À Bordeaux, des manifestants se sont déployés sur les rails de la gare Saint-Jean, interrompant le trafic. Des étudiants et lycéens ont également fait entendre leur colère avec des occupations ou des blocages de sites universitaires (Nanterre, Paris 1, Mulhouse, Bordeaux, Lyon…). Le préfet de la région Bourgogne Franche-Comté, Franck Robine, a annoncé, lui, un dépôt de plainte "au nom de l’État", après que des mannequins à l’effigie d’Emmanuel Macron, Élisabeth Borne, Olivier Dussopt et Olivier Véran ont été brûlés jeudi à Dijon.

"Des mesures renforcées pour la protection des élus"

Le ministre de l’Intérieur Gérald Darmanin a demandé aux préfets des "mesures renforcées de protection des élus". Les ministres ont été priés, eux, d’annuler leurs déplacements sur le terrain jusqu’à nouvel ordre. Et ce, afin de "ne pas mobiliser les moyens locaux et ne pas surcharger les préfets", selon les services de la Première ministre, cité par France Télévisions. Les ministres de l’Intérieur, de la Transition écologique et de l’Agriculture ont donc renoncé à leur déplacement prévu vendredi à La Teste-de-Buch (Gironde), rapporte France Bleu.

Alors que le climat social se tend en France, l’intersyndicale a appelé à une nouvelle journée de grèves et de manifestations jeudi 23 mars et à des actions "de proximité" ce week-end. La CGT incite aussi à mener "des actions visibles" en début de semaine prochaine.

"On va laisser libre cours à la créativité des travailleurs sur les lieux de travail", a expliqué vendredi Olivier Mateu, secrétaire de l’Union départementale CGT des Bouches-du-Rhône, sur BFMTV.

Le SNES-FSU, la CGT et Force Ouvrière ont appelé les surveillants du baccalauréat à faire grève à partir de lundi, pendant les épreuves de spécialité.

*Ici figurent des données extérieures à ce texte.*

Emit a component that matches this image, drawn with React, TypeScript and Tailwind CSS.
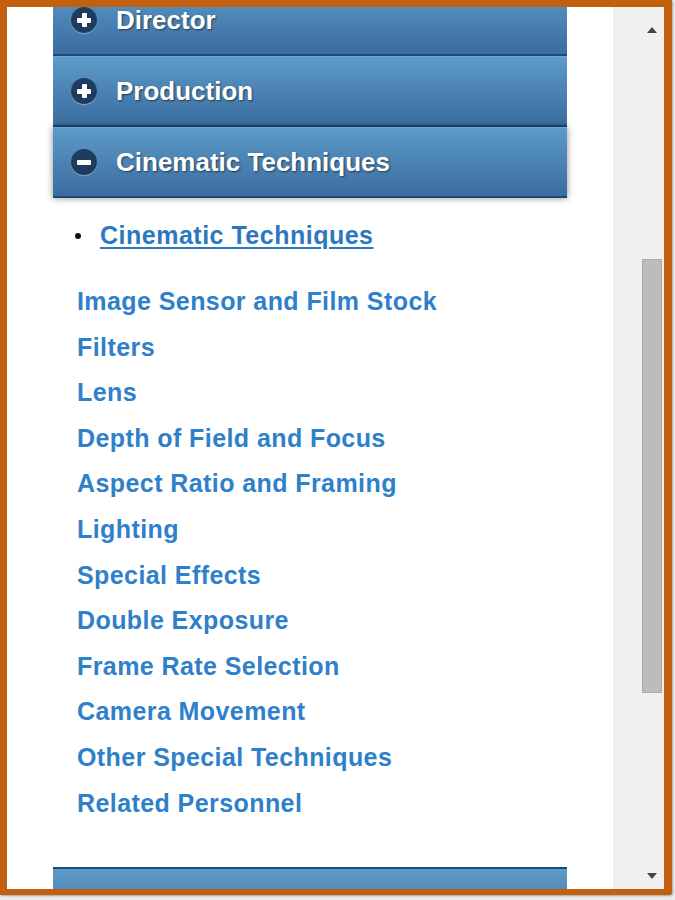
import React from "react";

const links = [
  "Image Sensor and Film Stock",
  "Filters",
  "Lens",
  "Depth of Field and Focus",
  "Aspect Ratio and Framing",
  "Lighting",
  "Special Effects",
  "Double Exposure",
  "Frame Rate Selection",
  "Camera Movement",
  "Other Special Techniques",
  "Related Personnel",
];

function ToggleIcon({ open }: { open: boolean }) {
  return (
    <span className="relative w-[26px] h-[26px] rounded-full bg-[#1f3c5e] shadow-[0_1px_1px_rgba(255,255,255,0.35)] flex items-center justify-center shrink-0">
      <span className="absolute w-[14px] h-[5px] rounded-[1px] bg-white" />
      {!open && <span className="absolute w-[5px] h-[14px] rounded-[1px] bg-white" />}
    </span>
  );
}

function Header({ title, open }: { title: string; open?: boolean }) {
  return (
    <div
      className={`h-[71px] flex items-center gap-[19px] pl-[18px] border-t border-t-[#6aa6d2] border-b-2 border-b-[#1c4a79] bg-linear-to-b from-[#5c9bc8] to-[#3b6c9f] ${
        open ? "relative shadow-[0_0_7px_rgba(0,0,0,0.45)]" : ""
      }`}
    >
      <ToggleIcon open={!!open} />
      <span className="text-white font-bold text-[26px] [text-shadow:1px_1px_2px_rgba(0,0,0,0.55)]">{title}</span>
    </div>
  );
}

export default function App() {
  return (
    <div className="w-[675px] h-[900px] bg-[#ececec] overflow-hidden font-['Liberation_Sans',Arial,sans-serif]">
      <div className="w-[672px] h-[895px] border-[#c3600f] border-l-[7px] border-t-[7px] border-r-[8px] border-b-[6px] rounded-br-[3px] flex bg-white shadow-[1px_1px_2px_rgba(0,0,0,0.3)]">
        {/* page content, scrolled part way */}
        <div className="flex-1 overflow-hidden">
          <div className="-mt-[22px] ml-[46px] w-[514px]">
            <Header title="Director" />
            <Header title="Production" />
            <Header title="Cinematic Techniques" open />

            <div className="mt-[15px] h-[46px] flex items-center pl-[22px]">
              <span className="w-[6px] h-[6px] rounded-full bg-[#111] mr-[19px]" />
              <a className="text-[25px] font-bold tracking-[0.5px] text-[#2a78c0] underline underline-offset-[3px] decoration-[2px]">
                Cinematic Techniques
              </a>
            </div>

            <div className="mt-[20px] pl-[24px] flex flex-col">
              {links.map((l) => (
                <a key={l} className="h-[45.6px] flex items-center text-[25px] font-bold tracking-[0.42px] text-[#2f80ca]">
                  {l}
                </a>
              ))}
            </div>

            <div className="mt-[41px] h-[71px] border-t-2 border-t-[#1c4a79] bg-linear-to-b from-[#5c9bc8] to-[#3b6c9f]" />
          </div>
        </div>

        {/* scrollbar */}
        <div className="w-[51px] bg-[#f0f0f0] flex justify-end pr-[2px]">
          <div className="w-[21px] flex flex-col items-center">
            <div className="h-[26px] flex items-end">
              <span className="w-0 h-0 border-l-[5px] border-r-[5px] border-b-[6px] border-l-transparent border-r-transparent border-b-[#444]" />
            </div>
            <div className="mt-[226px] w-[20px] h-[434px] bg-[#bcbcbc] border border-[#a9a9a9]" />
            <div className="mt-auto mb-[10px] h-[6px]">
              <span className="block w-0 h-0 border-l-[5px] border-r-[5px] border-t-[6px] border-l-transparent border-r-transparent border-t-[#444]" />
            </div>
          </div>
        </div>
      </div>
    </div>
  );
}
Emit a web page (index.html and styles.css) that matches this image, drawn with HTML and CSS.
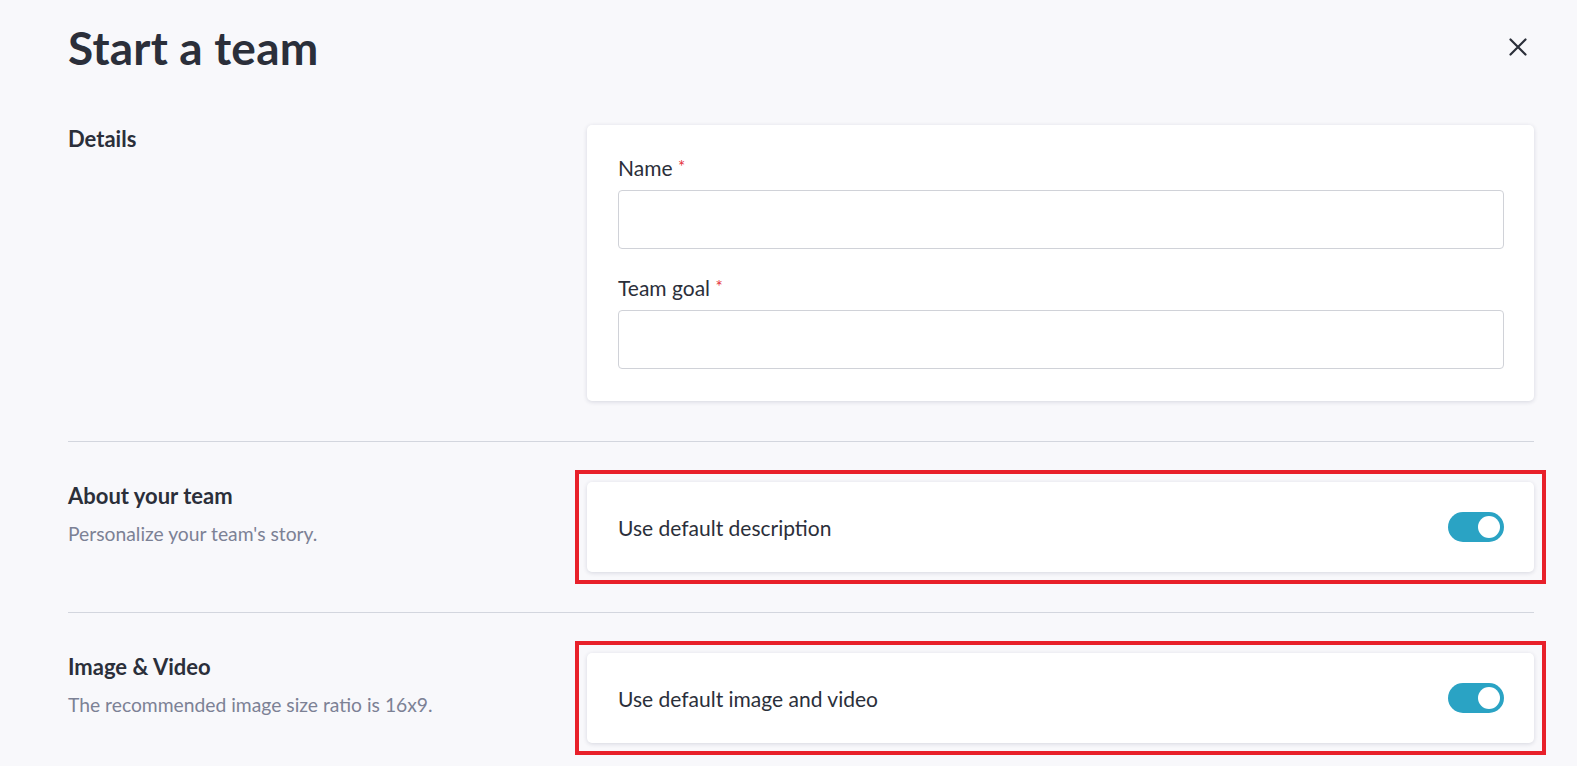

La crainte d'une “zadisation” du pays

Les expéditions de carburant sont déjà à l’arrêt dans quatre raffineries et le site TotalEnergies de Normandie se joindra au blocage la semaine prochaine, alors que seules 2,5 % des stations-service sont en rupture de carburant pour l’heure. Dans le Loir-et-Cher, Chémery, le plus gros site de stockage de gaz d’Europe était également à l’arrêt vendredi.

Du côté des transports, alors que le trafic aérien s’annonce normal ce week-end, la Direction générale de l’aviation civile demande des annulations de vols lundi à Paris Orly (30 %) et Marseille (20 %). Et les syndicats de la SNCF appellent à poursuivre la grève reconductible. La situation s’améliorera ce week-end dans les gares, mais restera perturbée : quelque 4 TGV sur 5 et 3 TER sur 5 circuleront, en moyenne.

Alors que l’exécutif craint désormais une “zadisation” du pays et envisage tous les scénarios politiques, "éteindre le feu, ce n’est pas lié au changement de Premier ministre ou changer de gouvernement. C’est retirer la réforme", a prévenu vendredi le leader de la CFDT, Laurent Berger.